Saturday, October 9, 2010

Sweat the Small Stuff

“Often we allow ourselves to get all worked up about things that, upon closer examination, aren't really that big of a deal. We focus on little problems and concerns and blow them way out of proportion.” -Author Richard Carlson, Don’t Sweat the Small Stuff
The words of Richard Carlson can evoke groans of reluctant agreement. Yes, we shouldn’t “sweat the small stuff” and “it’s all small stuff”-- yet we are all susceptible to those little insignificant annoyances. You know, the thing your roommate does that makes you want drop-kick them off a balcony. And forget trying to bring it up- tactfully or not- it will unfailingly make them do it more boldly and more frequently. The more conscientious, or perhaps just pretentious, among us pretend not to have pet peeves, but we are all unjustifiably irritated at some point. Instead of trying to pretend that our pet peeves are insignificant, we should bring them into the light and wave the peeve flag proudly. I’m not advocating blatant recalcitrance, but pet peeves have been wrongly labeled as triflin’ matters. In an attempt to normalize pet peeves, I’ve included a list of mine. I realize this will open myself up to those who find it funny to purposefully aggravate me (hmmm this is strangely remeniscent of the “Five Texts You Should Never Send" blog-- after which I got massive amounts of “Are you mad at me?” texts, closely followed by “You there?”). I’m going to proceed, however, because someone has to take that first step. To be fair, I’ve included a list of things I do to annoy other people, just to show that no one is perfect. ;)
The List:
  1. On the top of the list, is people who chew loudly. It’s not petty when it incites violence. I had a very intense moment with some guy who tried to finish a bag of corn nuts during a test. Fortunately he put the bag down before the situation escalated.
  2. People who find out that I hate people who chew loudly and decide to become that person.
  3. People who refer to God as “that big guy in the sky”, “the man upstairs”, or any other variation that could also be used to describe a peeping-tom.
  4. People who literally pause for your laughter, forcing you to either A.) look like a jerk or B.) use precious energy trying to conjure up a realistic sounding laugh.
  5. People who say “That is SO funny” instead of actually laughing. If it compliments a genuine laugh, that’s one thing, but if it is used in place of a laugh--we have a problem. Like, was it really funny? Because if it was, I feel like you would have laughed. But you didn’t. At all. It’s the equivalent of saying “I know you can’t see it on my face, or in the tone of my voice, but I am so amused right now. Take my word for it”. (These people can be sympathized with if they are with “pausers” for an extended period of time.)

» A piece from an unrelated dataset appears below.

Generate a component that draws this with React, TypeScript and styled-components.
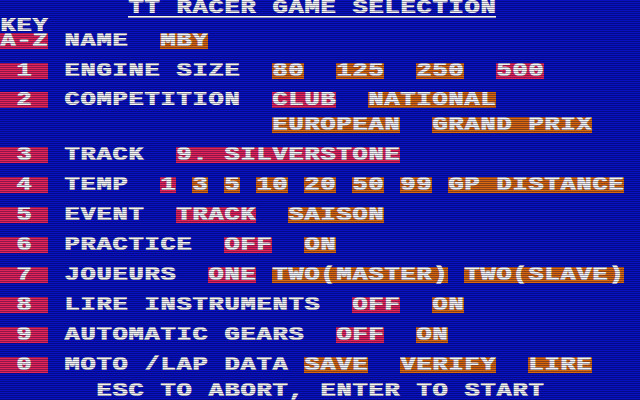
import React from "react";
import styled, { createGlobalStyle } from "styled-components";

const GlobalStyle = createGlobalStyle`
  html, body { margin: 0; padding: 0; background: #0812c0; }
  #root { width: 640px; height: 400px; }
`;

const Screen = styled.div`
  position: relative;
  width: 640px;
  height: 400px;
  overflow: hidden;
  background: #0812c0;
  color: #f6f6f6;
  font-family: "Liberation Mono", "DejaVu Sans Mono", monospace;
  font-weight: 700;
  font-size: 20px;
  display: flex;
  flex-direction: column;
`;

const Scanlines = styled.div`
  position: absolute;
  inset: 0;
  pointer-events: none;
  background: repeating-linear-gradient(
    to bottom,
    rgba(0, 0, 0, 0) 0px,
    rgba(0, 0, 0, 0) 1px,
    rgba(0, 0, 40, 0.38) 1px,
    rgba(0, 0, 40, 0.38) 2px
  );
`;

const Line = styled.div<{ $mt?: number }>`
  display: grid;
  grid-template-columns: repeat(40, 16px);
  height: 15px;
  margin-top: ${(p) => p.$mt ?? 0}px;
`;

const Cell = styled.div<{ $col: number; $span: number }>`
  grid-column: ${(p) => p.$col + 1} / span ${(p) => p.$span};
  height: 15px;
  line-height: 16px;
  white-space: pre;
`;

/* CPC characters are wide: stretch each glyph run so one character = 16px */
const Glyphs = styled.span`
  display: inline-block;
  letter-spacing: 0.8px;
  transform: scaleX(1.25);
  transform-origin: left center;
  text-shadow: 0.9px 0 0 currentColor;
`;

const Title = styled(Cell)`
  height: 15px;
  line-height: 15px;
  padding-bottom: 1px;
  border-bottom: 2px solid #f6f6f6;
`;

const Chip = styled(Cell)<{ $tone: "red" | "orange" }>`
  background: ${(p) => (p.$tone === "red" ? "#e2245a" : "#d86810")};
  height: 16px;
`;

const KeyBar = styled(Cell)`
  background: #e2245a;
  height: 16px;
  padding-left: 16px;
`;

type Opt = [number, string, "red" | "orange"];

const Text = ({ col, children }: { col: number; children: string }) => (
  <Cell $col={col} $span={children.length}>
    <Glyphs>{children}</Glyphs>
  </Cell>
);

const Option = ({ opt }: { opt: Opt }) => (
  <Chip $col={opt[0]} $span={opt[1].length} $tone={opt[2]}>
    <Glyphs>{opt[1]}</Glyphs>
  </Chip>
);

type Row = { key: string; label: string; opts: Opt[]; extra?: Opt[] };

const rows: Row[] = [
  {
    key: "1",
    label: "ENGINE SIZE",
    opts: [
      [17, "80", "orange"],
      [21, "125", "orange"],
      [26, "250", "orange"],
      [31, "500", "red"],
    ],
  },
  {
    key: "2",
    label: "COMPETITION",
    opts: [
      [17, "CLUB", "red"],
      [23, "NATIONAL", "orange"],
    ],
    extra: [
      [17, "EUROPEAN", "orange"],
      [27, "GRAND PRIX", "orange"],
    ],
  },
  { key: "3", label: "TRACK", opts: [[11, "9. SILVERSTONE", "red"]] },
  {
    key: "4",
    label: "TEMP",
    opts: [
      [10, "1", "red"],
      [12, "3", "orange"],
      [14, "5", "orange"],
      [16, "10", "orange"],
      [19, "20", "orange"],
      [22, "50", "orange"],
      [25, "99", "orange"],
      [28, "GP DISTANCE", "orange"],
    ],
  },
  {
    key: "5",
    label: "EVENT",
    opts: [
      [11, "TRACK", "red"],
      [18, "SAISON", "orange"],
    ],
  },
  {
    key: "6",
    label: "PRACTICE",
    opts: [
      [14, "OFF", "red"],
      [19, "ON", "orange"],
    ],
  },
  {
    key: "7",
    label: "JOUEURS",
    opts: [
      [13, "ONE", "red"],
      [17, "TWO(MASTER)", "orange"],
      [29, "TWO(SLAVE)", "orange"],
    ],
  },
  {
    key: "8",
    label: "LIRE INSTRUMENTS",
    opts: [
      [22, "OFF", "red"],
      [27, "ON", "orange"],
    ],
  },
  {
    key: "9",
    label: "AUTOMATIC GEARS",
    opts: [
      [21, "OFF", "red"],
      [26, "ON", "orange"],
    ],
  },
  {
    key: "0",
    label: "MOTO /LAP DATA",
    opts: [
      [19, "SAVE", "orange"],
      [25, "VERIFY", "orange"],
      [33, "LIRE", "orange"],
    ],
  },
];

const margins: Record<string, number> = {
  "1": 15,
  "2": 14,
  "3": 15,
};

export default function App() {
  return (
    <>
      <GlobalStyle />
      <Screen>
        <Line>
          <Title $col={8} $span={23}>
            <Glyphs>TT RACER GAME SELECTION</Glyphs>
          </Title>
        </Line>
        <Line $mt={3}>
          <Text col={0}>KEY</Text>
        </Line>
        <Line>
          <Chip $col={0} $span={3} $tone="red">
            <Glyphs>A-Z</Glyphs>
          </Chip>
          <Text col={4}>NAME</Text>
          <Option opt={[10, "MBY", "orange"]} />
        </Line>
        {rows.map((r) => (
          <React.Fragment key={r.key}>
            <Line $mt={margins[r.key] ?? 15}>
              <KeyBar $col={0} $span={3}>
                <Glyphs>{r.key}</Glyphs>
              </KeyBar>
              <Text col={4}>{r.label}</Text>
              {r.opts.map((o) => (
                <Option key={o[1] + o[0]} opt={o} />
              ))}
            </Line>
            {r.extra && (
              <Line $mt={10}>
                {r.extra.map((o) => (
                  <Option key={o[1] + o[0]} opt={o} />
                ))}
              </Line>
            )}
          </React.Fragment>
        ))}
        <Line $mt={11}>
          <Text col={6}>ESC TO ABORT, ENTER TO START</Text>
        </Line>
        <Scanlines />
      </Screen>
    </>
  );
}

  6. People who tell you you look tired. I wasn’t. I just didn’t shower. Why do I look scary? Because now I feel scary-looking. If you have a pillow and a bottle of valium, go ahead and ask me if I’m feeling tired- because you came with a solution. If not, then assume I’m perfectly rested.
  7. People who will bypass the 6 open stalls in the bathroom and take the one RIGHT next to you.
  8. People who judge you for using the courtesy-flush approach. I’m sorry I wasted water flushing when I didn’t need to because I had stage-fright and didn’t want to spend 23 minutes waiting for the girl fixing her hair to leave. I hope mother nature can forgive me.
  9. People who clank the utensil on the bottom of the dish so they can scrape up a microscopic amount of whatever they used to be eating. Just lick the plate. Quietly.
Things I do to trigger other people’s compulsions:
  1. Put back the container with one sip/bite left. Yep. I’m that person. And um...technically, there is still some left...and you finished it... so you have to throw it away. . .
  2. Spend the night at your house and don’t bring anything with me. Can I borrow your pajamas? toothpaste? hairbrush? shampoo? ... toothbrush? Yeah. Toothbrush.
  3. Speed up when I see you trying to get over, then immediately slow down when you get behind me. I KNOW! But is so funny to watch the reaction in my rearview. I once played this game for a good 10 miles, much to the horror of my passengers.
  4. Use profuse “lol”’s while texting. Those of us who are not elitists, realize that just because you didn’t actually laugh out loud, doesn’t mean you can’t use it. A well placed “lol” really adds a level of friendliness, and smoothes the conversation along. Example:
“I think you’re a dirty”
5. Use texting language in real conversations, even if it is more invoncenient or is nonsensical.             Example:
>“Hey guys I need to answer this call, brb”
>> “ARG! don’t use texting language in a real conversation!”
**old people note: “brb” = be right back
This list serves to remind us all that pet peeves are just part of who we are-- a part of our unique makeup. So friends, the next time someone clacks noisily on their keyboard, taking breaks only to slurp up giant swigs of coffee from a never ending cup, don’t suppress your instincts to politely remind them that they are dangerously raising your blood pressure and need to stop immediately. I think if Richard Carlson ever heard how loud they were being he would sweat, profusely.